1 | Lb. | Baby artichokes |
1/4 | Cup | Flour |
Olive oil | ||
Sea salt |
Pare artichokes. Cut them in quarters and then cut each quarter in half again lengthwise to make 1/2 inch slices. Keep in a bowl of lemon water until ready to use.
Heat about 1 inch of oil in a large heavy pot over medium-high heat to about 360 degrees.
Meanwhile, drain artichokes in a strainer and turn out into a tea towel. Pat dry as thoroughly as you can. Return to strainer and shake them, gradually pouring flour over top. Keep shaking to remove excess flour. Artichokes should be barely covered with a film of flour.

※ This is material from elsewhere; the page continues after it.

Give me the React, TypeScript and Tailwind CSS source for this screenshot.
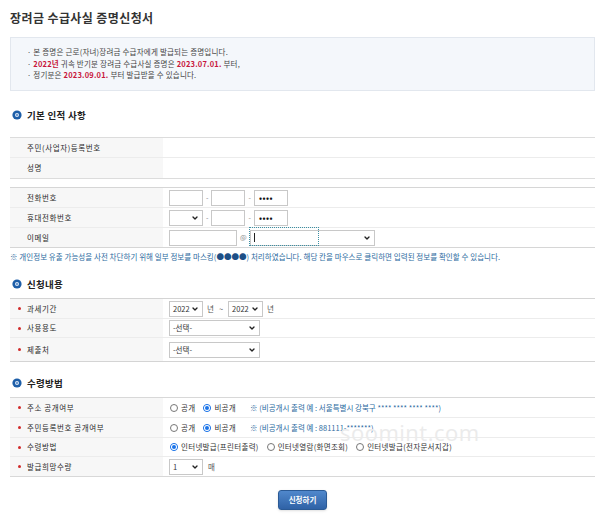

If you don't have a thermometer, determine if oil is hot enough by adding a single artichoke piece to the pan. The oil should bubble merrily. Add artichokes to oil in a small handful at a time. Don't overcrowd pan or oil will dip below a good frying temperature. It's much better to fry in small batches. When artichokes are golden, about 2-3 minutes, remove with a slotted spoon. Tap spoon against side of pan to shake off excess oil, then drain on paper towels. While hot, sprinkle artichokes with salt and serve immediately. (to serve all at the same time, keep them warm on a paper towel-lined baking sheet in a 350degrees oven).